Everyone knows how the Jimmy Stewart story ends, but few realize how close he came to not having a wonderful life.

The famous actor was nominated for six Oscars, winning twice, starred in some of the most famous movies in Hollywood history, and pursued a film career that was extraordinary by any measure. Among his co-stars were Donna Reed, Grace Kelly, and Doris Day. He appeared in films like Frank Capra’s It’s a Wonderful Life and Mr. Smith Goes To Washington, Hitchcock’s Rear Window and The Man Who Knew Too Much. Yet, his climb to the top wasn’t smooth, and he endured long periods of danger, rejection, and depression beginning with flying B24 bombers over Germany in World War II before he was forced to restart his film career with few prospects and even less hope. It begs the question, was it such a wonderful life?

Stewart’s war record isn’t well known as his film credits, but he was as good an aviator as an actor. For heroism in combat, Stewart was awarded the Distinguished Flying Cross and the French Croix de Guerre. and promoted to the rank of full colonel. But joining the war effort was harder than winning one of his Oscars. What makes Jimmy Stewart so fascinating is that he proved he could do anything, but it looked like he would end up doing nothing, somewhat like George Bailey, the character in It’s a Wonderful Life.

Too Skinny

In the spring of 1941, a lanky 33-year-old named James Maitland Stewart left home in Indiana, Pennsylvania, to enlist in the Army. When war broke out as German troops rolled into Poland on September 3, 1939, the United States called on all eligible young men to head to the recruitment center. We were not at war, but the outlook was grim. Congress enacted the Selective Training and Service Act of 1940, also called the ‘draft,’ and Stewart signed up with enthusiasm that spoke to his old-time America's values.

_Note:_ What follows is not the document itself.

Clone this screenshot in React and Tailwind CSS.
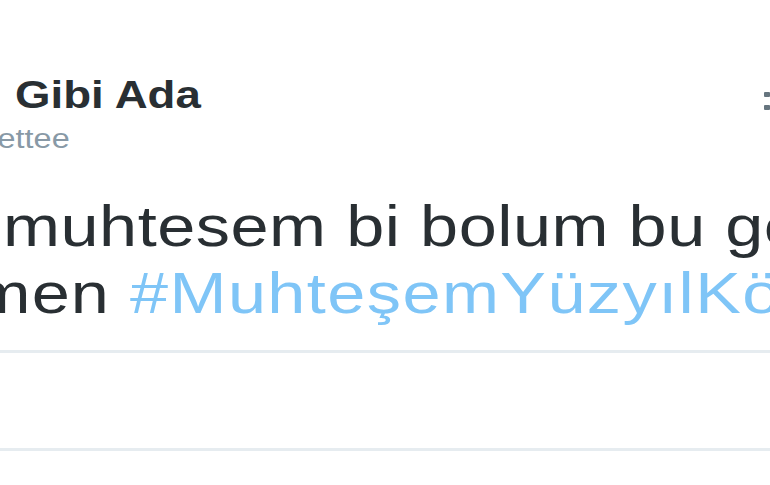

Two things would go wrong.

At 6’3", Stewart only weighed in at 138 pounds. The recruiters didn’t know whether he needed to be fed or trained to fight. He was too thin for combat, that’s for sure and was rejected. Stewart did what some of us can only dream about, he put himself on a diet of fattening foods. After eating everything in the larder that had a high sugar and butterfat content, he returned to the recruiting station and tipped the scale by one ounce.

Jimmy Stewart could join the Army Air Force (as it was called).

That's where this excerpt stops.